To take advantage of the body’s adaptability, it is important to stay just outside your comfort zone. If you push it too far, you risk injury and setting yourself up for failure.
“Regular training leads to changes in the parts of the brain that are challenged by the training. The brain adapts to these challenges by rewiring itself in ways that increase its ability to carry out the functions required by the challenges.”
If you stop training, the physical changes that you have acquired go away. The goal of deliberate practice is to not only build your potential but also to make things that were not possible a reality.
Mental Representations
The brain stores information in the form of chunks. These chunks-called mental representations-allow experts to process information more quickly.
“What sets expert performers apart from everyone else is the quality and quantity of their mental representations. Through years of practice, they develop highly complex and sophisticated representations of the various situations they are likely to encounter in their fields—such as the vast number of arrangements of chess pieces that can appear during games.”
Because mental representations can differ from skill to skill, there is no such thing as training for a general skill. You have to be specific and knowledge in one area cannot be easily transferred to another.
Mental representations aren’t just representations, they also help us to learn.
Deliberate practice: Purposeful practice that knows where it is going and how to get there
Characteristics of deliberate practice:
- Develops skills that other people have already mastered. In other words, effective training has been established
- Takes place outside one’s comfort zone. For deliberate practice to work, you need to perform at near-maximum effort
- Involves well-defined and specific goals. The goal is not overall improvement but targeted improvement
- Is Intense. It requires full attention
- Depends on effective mental representations. To improve performance, you have to improve mental representations
- Involves feedback and modifications. Feedback provides an avenue for improvement
- Creates or improves skills. It involves building or modifying previously acquired skills and working to improve them specifically
To apply the principles of deliberate practice, identify an expert and once you do, identify the things that set them apart from others.
Principles of Deliberate Practice on the Job
“One benefit of “learning while real work gets done” is that it gets people into the habit of practicing and thinking about practicing. Once they understand the importance of regular practice—and realize just how much they can improve by using it—they look for opportunities throughout the day in which normal business activities can be transformed into practice activities. Eventually, practicing becomes just a normal part of the business day.”
If you are looking for a chance to improve in your workplace, look for a skill that follows deliberate practice. Ask yourself: “Does it allow people to go outside their comfort zones and attempt hard things?”
Focus on building practical skills in place of knowledge.

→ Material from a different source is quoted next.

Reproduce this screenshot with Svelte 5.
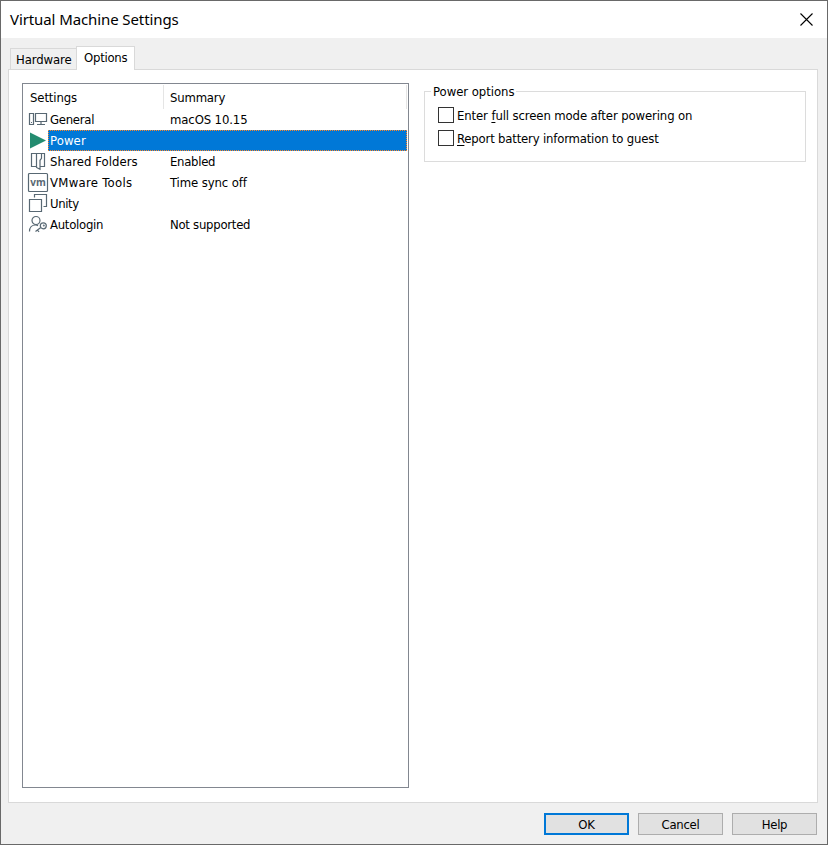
<script>
  const rows = [
    { id: 'general', name: 'General', summary: 'macOS 10.15' },
    { id: 'power', name: 'Power', summary: '' },
    { id: 'folders', name: 'Shared Folders', summary: 'Enabled' },
    { id: 'tools', name: 'VMware Tools', summary: 'Time sync off' },
    { id: 'unity', name: 'Unity', summary: '' },
    { id: 'autologin', name: 'Autologin', summary: 'Not supported' }
  ];
  let selected = $state('power');
</script>

<div class="dialog">
  <header>
    <h1>Virtual Machine Settings</h1>
    <svg class="close" width="13" height="13" viewBox="0 0 13 13"><path d="M.5 .5l12 12M12.5 .5l-12 12" /></svg>
  </header>
  <nav>
    <div class="tab">Hardware</div>
    <div class="tab active">Options</div>
  </nav>
  <main>
    <section class="list">
      <div class="head"><span class="h1">Settings</span><span class="h2">Summary</span></div>
      {#each rows as row}
        <div class="row {row.id}" class:selected={row.id === selected} onclick={() => (selected = row.id)} role="presentation">
          <svg class="icon" width="20" height="21" viewBox="0 0 20 21">
            {#if row.id === 'general'}
              <path d="M1.5 4.500h4v11h-4zM3 13.500h1M7.500 4.500h11v8h-11zM13 12.500v3M9 15.500h8" />
            {:else if row.id === 'power'}
              <path class="play" d="M2 2.500L18 10.500L2 18.500z" />
            {:else if row.id === 'folders'}
              <path d="M8.500 15.500h-5v-13h13v13h-4M8.500 2.500v14l3.500 1.800v-9l1.500-2v-5" />
            {:else if row.id === 'tools'}
              <rect x=".5" y="1.500" width="19" height="18" rx="1" />
              <text x="10" y="13.500" text-anchor="middle">vm</text>
            {:else if row.id === 'unity'}
              <path d="M1.500 6.500h12v12h-12zM6.500 4.500v-3h12v12h-3" />
            {:else}
              <circle cx="8" cy="6.500" r="4" />
              <path d="M1.500 17.500c0-4 2.500-6.500 6-6.500 1 0 1.700.2 2.500.6M12.800 13.500l-5.300 4M9.500 16l1.500 1.800" />
              <circle cx="15.300" cy="11.800" r="3" /><circle cx="15.800" cy="11.500" r=".4" />
            {/if}
          </svg>
          <div class="cells"><span class="name">{row.name}</span><span class="sum">{row.summary}</span></div>
        </div>
      {/each}
    </section>
    <fieldset>
      <legend>Power options</legend>
      <label><input type="checkbox" /><span>Enter <u>f</u>ull screen mode after powering on</span></label>
      <label><input type="checkbox" /><span class="second"><u>R</u>eport battery information to guest</span></label>
    </fieldset>
  </main>
  <footer>
    <button class="ok">OK</button>
    <button>Cancel</button>
    <button>Help</button>
  </footer>
</div>

<style>
  .dialog {
    box-sizing: border-box;
    width: 828px;
    height: 845px;
    border: 1px solid #696969;
    background: #f0f0f0;
    color: #000;
    font: 13px/21px 'DejaVu Sans Condensed', 'DejaVu Sans', sans-serif;
    font-stretch: condensed;
    letter-spacing: -0.12px;
    display: flex;
    flex-direction: column;
    overflow: hidden;
    white-space: nowrap;
  }
  header {
    height: 37px;
    background: #fff;
    display: flex;
    justify-content: space-between;
    align-items: center;
    padding: 0 14px 0 9px;
  }
  h1 {
    margin: 0;
    font: 15px/37px 'Noto Sans', sans-serif;
    letter-spacing: -0.1px;
  }
  .close { fill: none; stroke: #000; stroke-width: 1.1; }
  nav {
    height: 31px;
    padding-left: 9px;
    display: flex;
    align-items: flex-end;
  }
  .tab {
    box-sizing: border-box;
    width: 66px;
    height: 21px;
    padding-left: 5px;
    border: 1px solid #d9d9d9;
    border-width: 1px 0 0 1px;
    line-height: 21px;
  }
  .active {
    width: 59px;
    height: 24px;
    margin-bottom: -1px;
    padding-left: 7px;
    border-right-width: 1px;
    background: #fff;
    position: relative;
    letter-spacing: -0.25px;
  }
  main {
    box-sizing: border-box;
    width: 810px;
    height: 734px;
    margin-left: 7px;
    padding: 13px 11px 14px 13px;
    border: 1px solid #d9d9d9;
    background: #fff;
    display: flex;
    align-items: flex-start;
    gap: 15px;
  }
  .list {
    box-sizing: border-box;
    width: 387px;
    height: 705px;
    border: 1px solid #828790;
  }
  .head {
    box-sizing: border-box;
    width: 384px;
    height: 24px;
    margin: 1px 0 0;
    border-right: 1px solid #e5e5e5;
    display: flex;
    line-height: 25px;
  }
  .h1 { box-sizing: border-box; width: 141px; padding-left: 7px; border-right: 1px solid #e5e5e5; }
  .h2 { padding-left: 6px; }
  .row { display: flex; height: 21px; padding-left: 5px; }
  .icon { flex: none; overflow: visible; fill: none; stroke: #586873; stroke-width: 1.2; letter-spacing: 0; }
  .play { fill: #238c70; stroke: none; }
  .icon text { font: bold 10px 'Open Sans', sans-serif; fill: #586873; stroke: none; }
  .cells { box-sizing: border-box; width: 359px; padding: 0 0 0 2px; display: flex; line-height: 21px; }
  .name { width: 120px; }
  .general .name, .autologin .name, .autologin .sum { letter-spacing: -0.27px; }
  .power .name { letter-spacing: 0.1px; }
  .unity .name { letter-spacing: -0.4px; }
  .folders .name { letter-spacing: 0.05px; }
  .tools .name { letter-spacing: 0.3px; }
  .folders .sum { letter-spacing: -0.3px; }
  .h2 { letter-spacing: -0.2px; }
  .second { letter-spacing: -0.19px; }
  .selected .cells {
    background: #0078d7;
    outline: 1px dotted #ff8728;
    outline-offset: -1px;
    color: #fff;
  }
  fieldset {
    box-sizing: border-box;
    width: 382px;
    height: 78px;
    margin: 1px 0 0;
    padding: 8px 0 0 13px;
    border: 1px solid #dcdcdc;
  }
  legend { line-height: 15px; margin-left: -7px; padding: 0 2px; letter-spacing: -0.05px; }
  label { display: flex; height: 23px; line-height: 17px; }
  input {
    appearance: none;
    box-sizing: border-box;
    width: 16px;
    height: 16px;
    margin: 0 3px 0 0;
    border: 1px solid #333;
    background: #fff;
  }
  u { text-decoration: underline; text-underline-offset: 2px; text-decoration-skip-ink: none; }
  footer {
    display: flex;
    justify-content: flex-end;
    gap: 9px;
    padding: 10px 10px 0 0;
  }
  button {
    box-sizing: border-box;
    width: 85px;
    height: 22px;
    padding: 0;
    border: 1px solid #adadad;
    background: #e1e1e1;
    color: #000;
    font: inherit;
    letter-spacing: -0.3px;
    line-height: 21px;
  }
  .ok { border: 2px solid #0078d7; line-height: 19px; }
</style>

Principles of Deliberate Practice in Everyday Life
To take advantage of deliberate practice in your own life, try to find a teacher. You will advance more quickly if you have someone telling you what you are doing right and where you need to improve.

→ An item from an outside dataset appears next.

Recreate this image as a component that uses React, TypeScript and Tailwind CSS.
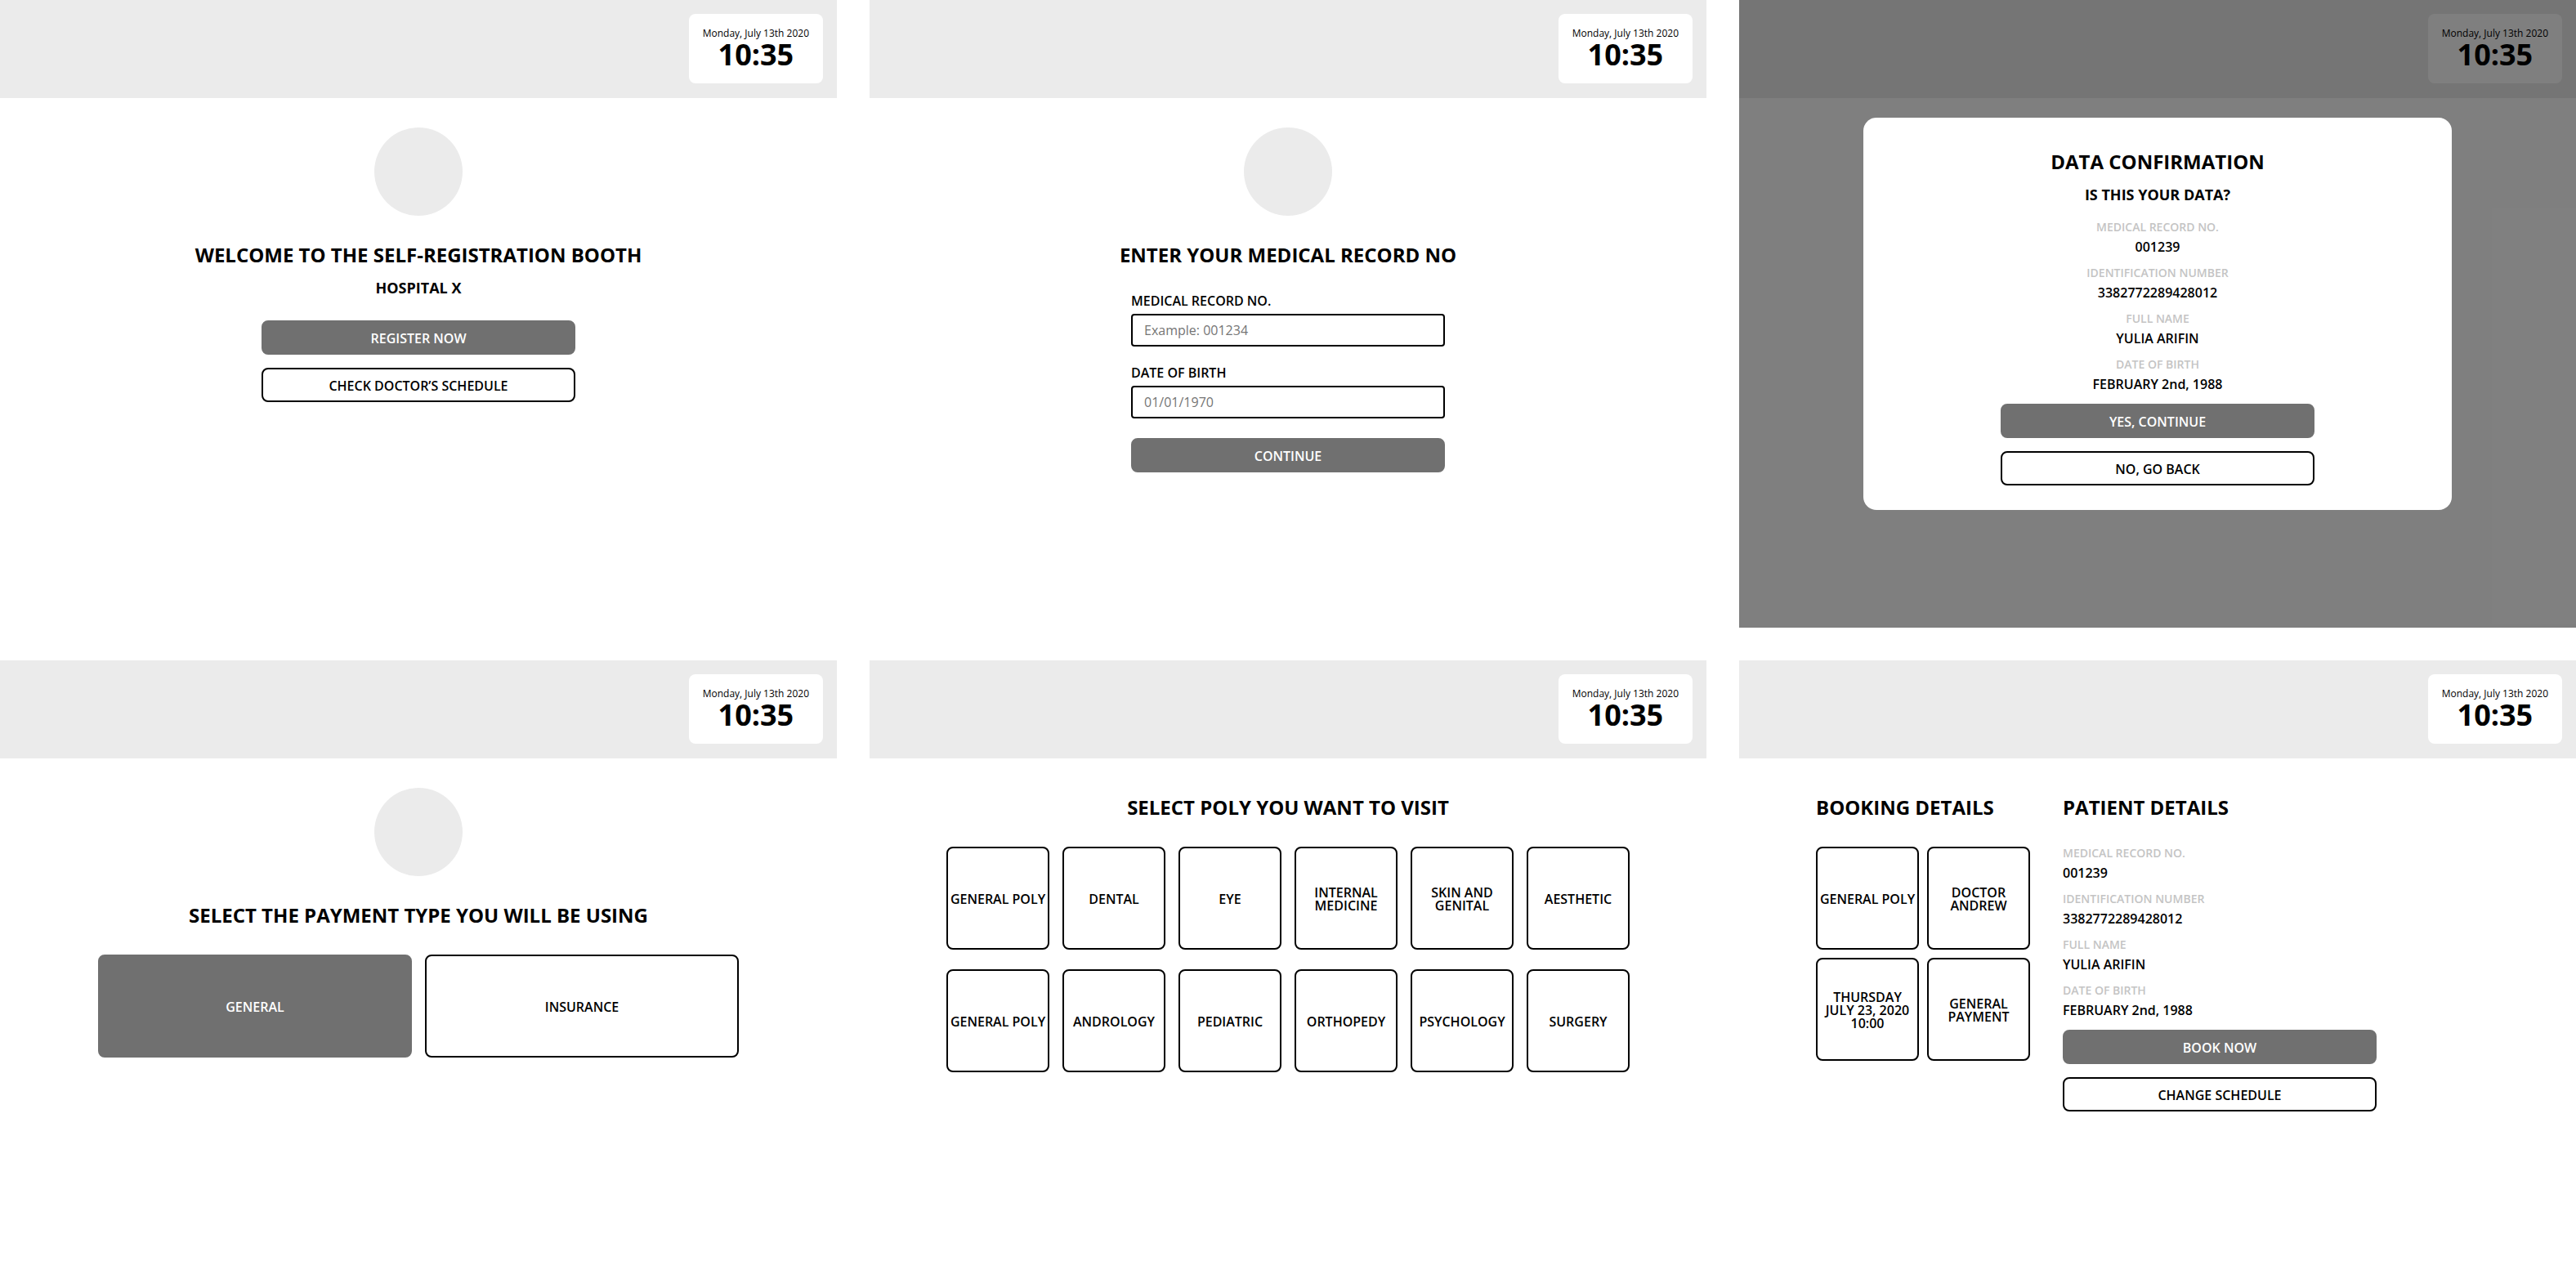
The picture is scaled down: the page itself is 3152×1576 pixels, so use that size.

A good teacher doesn’t have to be the best in the world, they only need to be accomplished. If you don’t have a teacher, create a framework that identifies the mistakes that you repeatedly make and correct them.
Another trick to mastering deliberate practice is to be fully committed to what you are doing. Eventually, things will get boring but it is the people who push through boredom who become experts in their areas.
At the same time, you have to believe that you can succeed. This belief is important in making you go all in.
Road to Extraordinary
If you practice a skill for a long time, you will start to derive pleasure from practicing it. It also becomes part of your identity.
Some skills require that you start as early as possible.
For example:
You lose flexibility as you age. If you want to reach your full potential in gymnastics or yoga, you need to start right now.
At the level where extraordinary skill is to be developed, you need to know how to improve on your own.
“That is how it always is. The creative, the restless, and the driven are not content with the status quo, and they look for ways to move forward, to do things that others have not.”
Principles of deliberate practice can be used to improve the education system. The key is to assimilate information into different unconnected pieces that build mental representations. The mental representations will provide context for problem-solving.